I heard about MeetAtTheAirport.com because of that aforementioned press release, which announced that thanks to holiday season airport delays, traffic was up 625 percent. A PR blast like that makes them sound desperate for any type of coverage, which makes sense, as Pasternack seems to be a firm subscriber to the “there’s no such thing as bad publicity” school of thought. A few months ago—shortly after Edward Snowden left the Moscow airport after a month-long stay—he announced that he was formally offering the whistleblower a job as the site’s spokesperson.
Despite this foolproof marketing technique, MeetAtTheAirport.com has so far struggled, because, no shit, if you want to meet someone at the airport you can just go over to them and be like, “Hey, where’re you goin’?” without the help of a website. But also—and I cannot emphasize this enough—even if the average airport person wanted to meet other airport people, and even if they wanted to use a website to do so, MeetAtTheAirport.com would not be that website, because it is awful.
When you log onto MeetAtTheAirport.com, you’re greeted by a page that seems to come from an earlier era of the internet. An era when just being online was pretty cool and exciting, when a grid of faces under a “Members From Around The World” heading would have made you think, Wow, I bet someday people will use something like this all the time! I mean, they’ll only use it when the interface improves, obviously, and they figure out a way to show only the profiles of people who I would want to interact with or are physically near me. But someday!
Other features of the site that will remind you of 2003 include this selection of “World News” stories, seemingly picked at random:
This directory of maps of airports, which is the most useful section of the site:
And this forum thread, where people are enthusiastically sharing their favorite airlines with each other:
That thread, by the way, was one of the few I found where people were actually talking to each other. Most of the other threads have only a single sad post, like this one:
Also, you know the “About Me” section that’s a mainstay of every online dating website in the world? The bit where you can write whatever you like in order to inject a little of your own personality into a largely computerized process? MeetAtTheAirport.com does not have that feature. Instead, you can check boxes to signal your interests, which range from “Coffee/Conversation” to “Weights/Machines” to “Political Interests.”

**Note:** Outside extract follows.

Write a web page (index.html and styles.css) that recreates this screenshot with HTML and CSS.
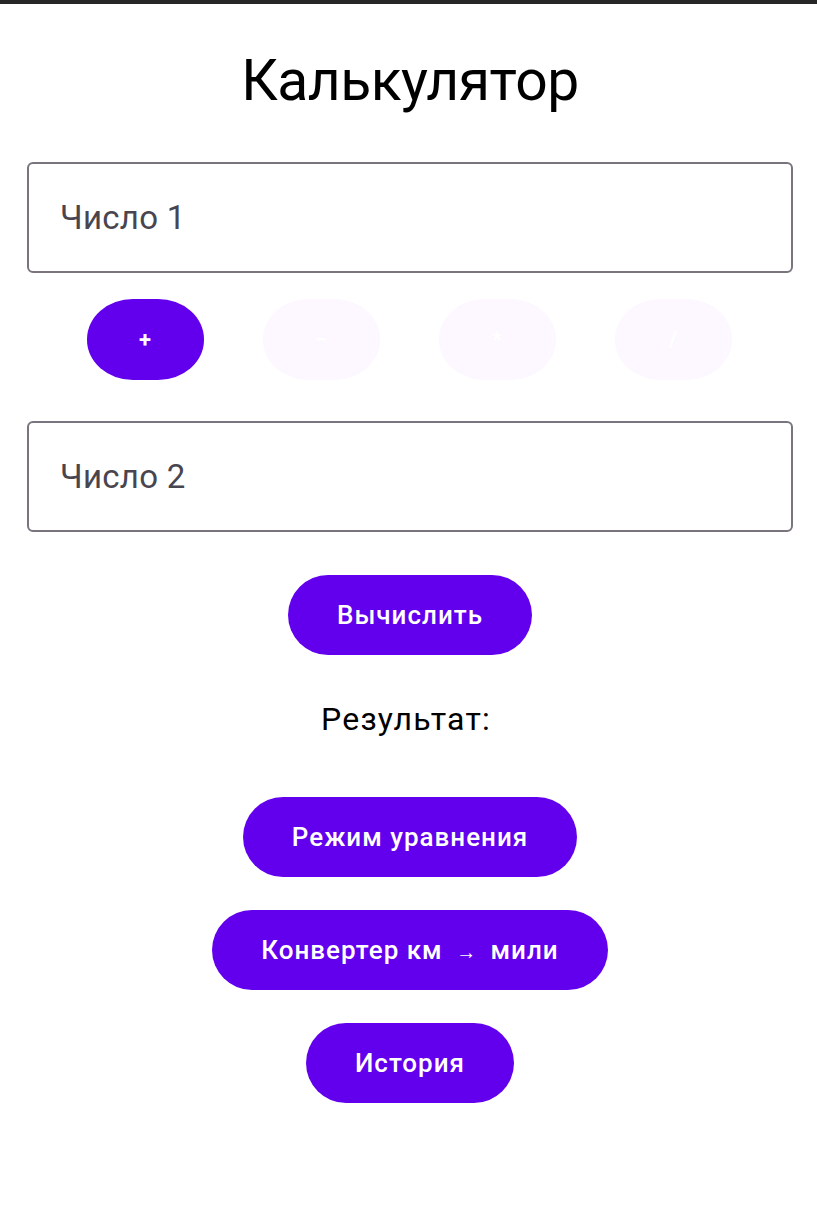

I can’t imagine anyone meeting anyone else on MeetAtTheAirport.com—not only would they have to wade through all those shitty features (or lack thereof), they’d have to be in the same airport at the same time as another MeetAtTheAirport.com user with compatible interests (and/or sexual desires), which seems astronomically unlikely.

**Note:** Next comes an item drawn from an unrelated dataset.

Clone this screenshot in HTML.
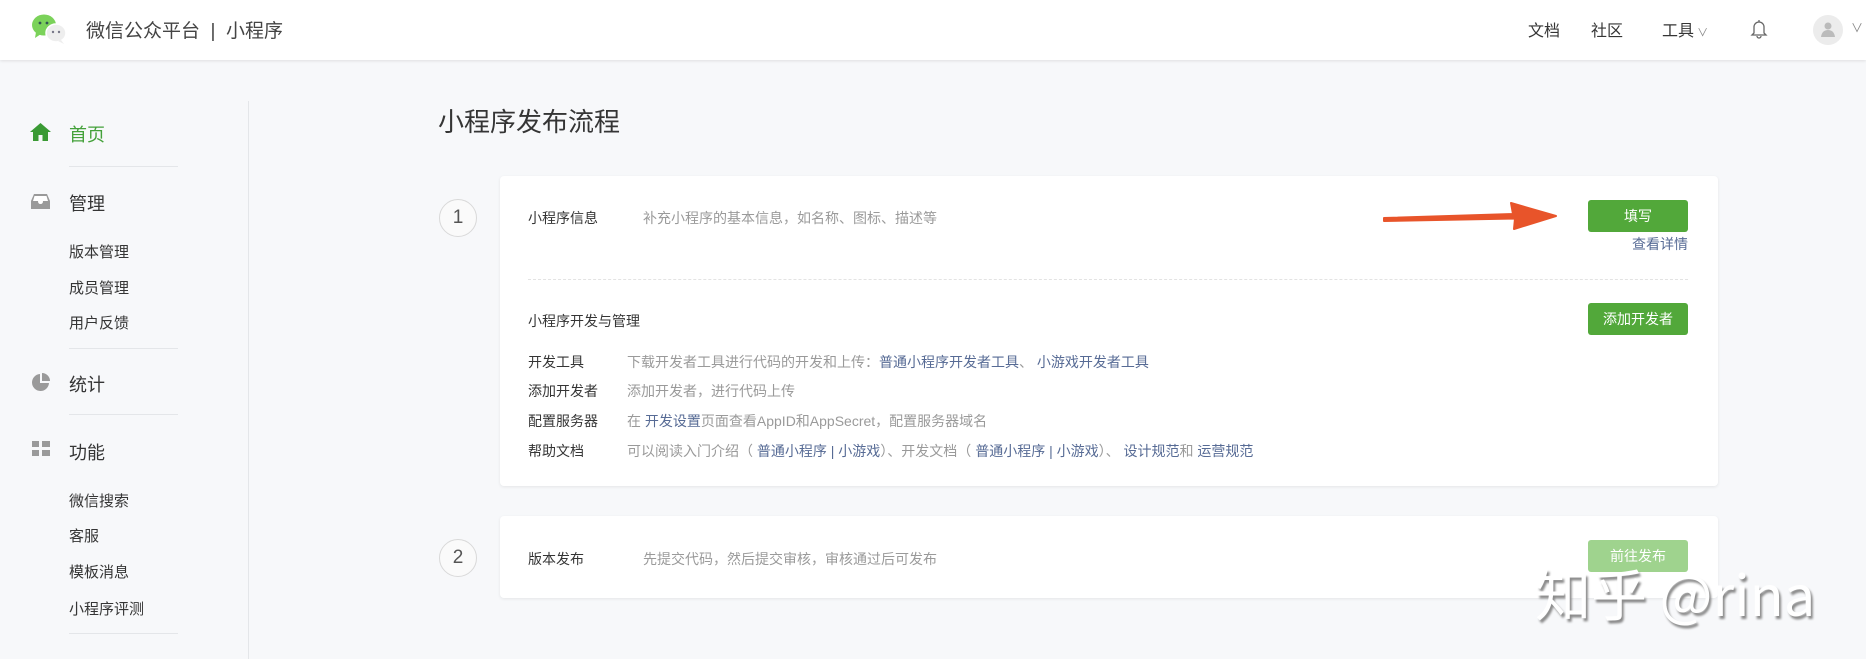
<!DOCTYPE html>
<html><head><meta charset="utf-8"><style>
*{margin:0;padding:0;box-sizing:border-box}
body{width:1866px;height:659px;overflow:hidden;background:#f7f8fa;font-family:"Liberation Sans","Noto Sans CJK SC",sans-serif;color:#353535;position:relative}
.a{position:absolute;white-space:nowrap}
.hd{position:absolute;left:0;top:0;width:1866px;height:60px;background:#fff;box-shadow:0 1px 3px rgba(0,0,0,.1)}
.nav{font-size:16px;color:#353535;top:17px}
.side1{font-size:18px;color:#353535}
.side2{font-size:15px;color:#353535}
.sep{position:absolute;left:69px;width:109px;height:1px;background:#e4e6e9}
.card{position:absolute;left:500px;width:1218px;background:#fff;border-radius:4px;box-shadow:0 1px 3px rgba(0,0,0,.08)}
.circ{position:absolute;width:38px;height:38px;border:1px solid #d9d9d9;border-radius:50%;text-align:center;line-height:36px;font-size:19px;color:#555;background:#fafafa}
.t{font-size:14px;color:#353535}
.g{font-size:14px;color:#9a9a9a}
.l{color:#576b95}
.btn{position:absolute;left:1588px;width:100px;height:32px;background:#52a83a;color:#fff;font-size:14px;text-align:center;line-height:32px;border-radius:3px}
</style></head><body>
<div class="hd"></div>
<svg class="a" style="left:30px;top:13px" width="40" height="32" viewBox="0 0 40 32">
<ellipse cx="14" cy="12" rx="12" ry="10.5" fill="#7bd25a"/><path d="M6 19 L5 25 L11 21Z" fill="#7bd25a"/>
<circle cx="10" cy="10" r="1.4" fill="#355"/><circle cx="17" cy="10" r="1.4" fill="#355"/>
<ellipse cx="26" cy="20" rx="10" ry="9" fill="#eee" stroke="#fff" stroke-width="1.5"/><path d="M31 27 L34 31 L28 28Z" fill="#eee"/>
<circle cx="23" cy="19" r="1.2" fill="#778"/><circle cx="29" cy="19" r="1.2" fill="#778"/></svg>
<div class="a" style="left:86px;top:16px;font-size:19px;color:#444">微信公众平台 &nbsp;|&nbsp; 小程序</div>
<div class="a nav" style="left:1528px">文档</div>
<div class="a nav" style="left:1591px">社区</div>
<div class="a nav" style="left:1662px">工具<span style="font-size:11px;color:#888"> ∨</span></div>
<svg class="a" style="left:1750px;top:18px" width="18" height="22" viewBox="0 0 18 22"><path d="M4 15 V9 a5 5 0 0 1 10 0 V15 L16 17 H2 Z M7 18 a2 2 0 0 0 4 0" fill="none" stroke="#666" stroke-width="1.3"/><path d="M9 2v2" stroke="#666" stroke-width="1.3"/></svg>
<div class="a" style="left:1813px;top:15px;width:30px;height:30px;border-radius:50%;background:#ececec"></div>
<svg class="a" style="left:1819px;top:20px" width="18" height="18" viewBox="0 0 18 18"><circle cx="9" cy="6" r="3.5" fill="#bbb"/><path d="M2 17 Q3 10 9 10 Q15 10 16 17Z" fill="#bbb"/></svg>
<div class="a" style="left:1851px;top:19px;font-size:12px;color:#888">∨</div>

<div class="a" style="left:248px;top:101px;width:1px;height:558px;background:#e4e6e9"></div>
<svg class="a" style="left:30px;top:123px" width="21" height="18" viewBox="0 0 21 18"><path d="M10.5 0 L21 9 H18 V18 H12.5 V12 H8.5 V18 H3 V9 H0Z" fill="#3a9a34"/></svg>
<div class="a side1" style="left:69px;top:121px;color:#44a13a">首页</div>
<div class="sep" style="top:166px"></div>
<svg class="a" style="left:31px;top:193px" width="19" height="16" viewBox="0 0 19 16"><path d="M3 1 H16 L19 8 V16 H0 V8Z" fill="#9a9a9a"/><path d="M3.5 3 H15.5 L17 8 H12 Q12 11 9.5 11 Q7 11 7 8 H2Z" fill="#fff"/></svg>
<div class="a side1" style="left:69px;top:190px">管理</div>
<div class="a side2" style="left:69px;top:241px">版本管理</div>
<div class="a side2" style="left:69px;top:277px">成员管理</div>
<div class="a side2" style="left:69px;top:312px">用户反馈</div>
<div class="sep" style="top:348px"></div>
<svg class="a" style="left:31px;top:373px" width="20" height="18" viewBox="0 0 20 18"><path d="M9 1 A8.5 8.5 0 1 0 18 10 H9Z" fill="#9a9a9a"/><path d="M11 0 A8 8 0 0 1 19 8 H11Z" fill="#9a9a9a"/></svg>
<div class="a side1" style="left:69px;top:371px">统计</div>
<div class="sep" style="top:414px"></div>
<svg class="a" style="left:32px;top:441px" width="19" height="16" viewBox="0 0 19 16"><rect x="0" y="0" width="7" height="6" fill="#9a9a9a"/><rect x="10" y="0" width="8" height="6" fill="#9a9a9a"/><rect x="0" y="9" width="7" height="6" fill="#9a9a9a"/><rect x="10" y="9" width="8" height="6" fill="#9a9a9a"/></svg>
<div class="a side1" style="left:69px;top:439px">功能</div>
<div class="a side2" style="left:69px;top:490px">微信搜索</div>
<div class="a side2" style="left:69px;top:525px">客服</div>
<div class="a side2" style="left:69px;top:561px">模板消息</div>
<div class="a side2" style="left:69px;top:598px">小程序评测</div>
<div class="sep" style="top:633px"></div>

<div class="a" style="left:438px;top:102px;font-size:26px;color:#353535">小程序发布流程</div>

<div class="circ" style="left:439px;top:199px">1</div>
<div class="card" style="top:176px;height:310px"></div>
<div class="a t" style="left:528px;top:208px">小程序信息</div>
<div class="a g" style="left:643px;top:208px">补充小程序的基本信息，如名称、图标、描述等</div>
<svg class="a" style="left:1380px;top:202px" width="180" height="34" viewBox="0 0 180 34"><path d="M4 19 L135 16.5 L134 27 L176 14 L131 1 L133 12 L4 16Z" fill="#e8542a" stroke="#e8542a" stroke-width="2" stroke-linejoin="round"/></svg>
<div class="btn" style="top:200px">填写</div>
<div class="a" style="left:1632px;top:234px;font-size:14px;color:#576b95">查看详情</div>
<div class="a" style="left:528px;top:279px;width:1160px;border-top:1px dashed #e3e3e3"></div>
<div class="a t" style="left:528px;top:311px">小程序开发与管理</div>
<div class="btn" style="top:303px">添加开发者</div>
<div class="a t" style="left:528px;top:352px">开发工具</div>
<div class="a g" style="left:627px;top:352px">下载开发者工具进行代码的开发和上传：<span class="l">普通小程序开发者工具</span>、 <span class="l">小游戏开发者工具</span></div>
<div class="a t" style="left:528px;top:381px">添加开发者</div>
<div class="a g" style="left:627px;top:381px">添加开发者，进行代码上传</div>
<div class="a t" style="left:528px;top:411px">配置服务器</div>
<div class="a g" style="left:627px;top:411px">在 <span class="l">开发设置</span>页面查看AppID和AppSecret，配置服务器域名</div>
<div class="a t" style="left:528px;top:441px">帮助文档</div>
<div class="a g" style="left:627px;top:441px">可以阅读入门介绍（ <span class="l">普通小程序 | 小游戏</span>）、开发文档（ <span class="l">普通小程序 | 小游戏</span>）、 <span class="l">设计规范</span>和 <span class="l">运营规范</span></div>

<div class="circ" style="left:439px;top:539px">2</div>
<div class="card" style="top:516px;height:82px"></div>
<div class="a t" style="left:528px;top:549px">版本发布</div>
<div class="a g" style="left:643px;top:549px">先提交代码，然后提交审核，审核通过后可发布</div>
<div class="btn" style="top:540px;background:#9fd38e">前往发布</div>
<div class="a" style="left:1535px;top:552px;font-size:56px;color:#fff;text-shadow:2px 3px 2px #8a8a8a;font-family:'Noto Sans CJK SC','Liberation Sans',sans-serif">知乎 @rina</div>
</body></html>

But no matter how bad a website MeetAtTheAirport.com is—and it is a terrible, terrible website—isn’t there something ultimately hopeful about it? When we’re at the airport, surrounded by strangers, don’t we feel a tug of loneliness from them that mirrors our own loneliness? Don’t we want to meet them and see if they, too, are interested in Exploring New Places or Religion/Spiritual? Could there be someone in this very terminal, at this very moment, who is not only up for an uncomfortable, soon-to-be-regretted mutual masturbation session in a cramped airport bathroom, but also your soulmate?